There is little about me that is not a products of media.
As a child I had little interest in sports. Make that no interest. Trees and birds and the outdoors all looked better when shot properly. The kids in sitcoms were much nicer than the aggressive ones at school. Monster roamed the world, sure, and occasionally destroyed cities. But how much more preferable they were to the real monsters on the playgrounds.
In short, if it didn’t exist on a screen or on a page, it left little mark on me. Today that has all… well, it’s pretty much still so.

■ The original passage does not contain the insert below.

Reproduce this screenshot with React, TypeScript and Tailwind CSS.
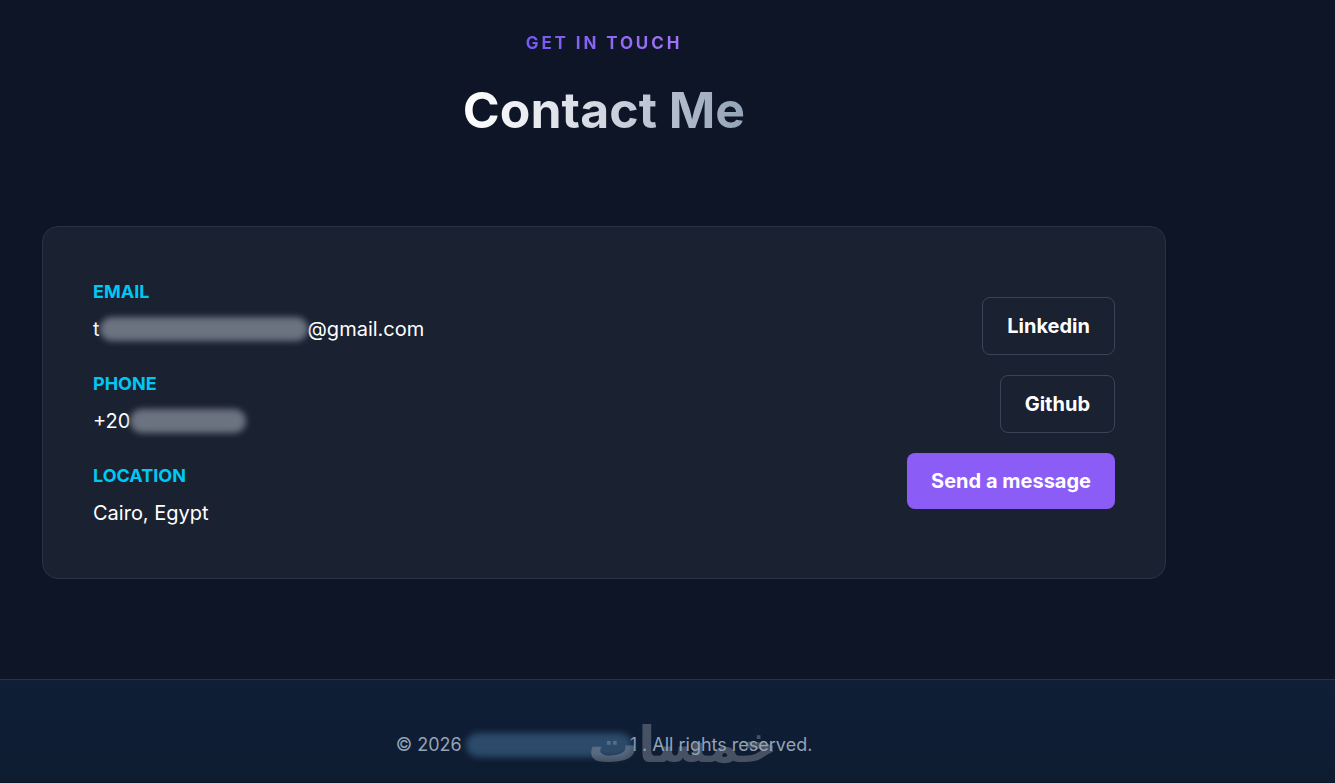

In the mid to late 1990s consumer digital video equipment hit the market and changed the world. I, along with a handful of other ambitious, like-minded film geeks, armed ourselves and started making movies in our backyards with the hubris and no money, and we got them distributed world-wide. Like most of us, I never made a bucket of cash off of them, but my movies flooded the video store shelves. Now, the VHS graveyard is littered with Ron Ford product.
My first vanity piece, Hollywood Mortuary, developed a cult following that continues to this day.

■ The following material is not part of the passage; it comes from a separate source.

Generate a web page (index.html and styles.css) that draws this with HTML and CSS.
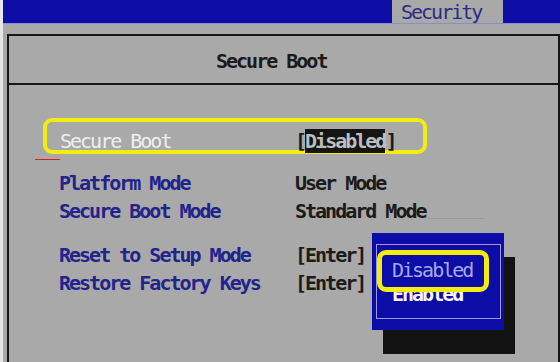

Like musicians, we digital video pioneers were nearly always the victim of distributors, who took the fruit of our creativity and sweat to line their pockets, while tossing us tokens and scraps.
Hollywood producers have treated me no better. In 1994 I was hired to write a horror movie called The Fear, which was produced at a budget of around ¾ million. It grossed millions worldwide and actually pulled its distributor, A-Pix, out of the red for a time. I, however, was paid but a pittance of the contracted amount. I successfully sued the company, but was unable to collect from an already-dissolved LLC. — What Price Hollywood?
Today, it is a do-it-yourself world. The corporate Jabba the Huts eat all the pizza, if you offer them a slice. We digital pioneers had the right idea. We now live in a world where you can control your dream, from inception to exhibition. It is perhaps the only way for an individual artist to survive and remain an individual.
This blog is a step in that journey to own my own creativity, and to profit from it.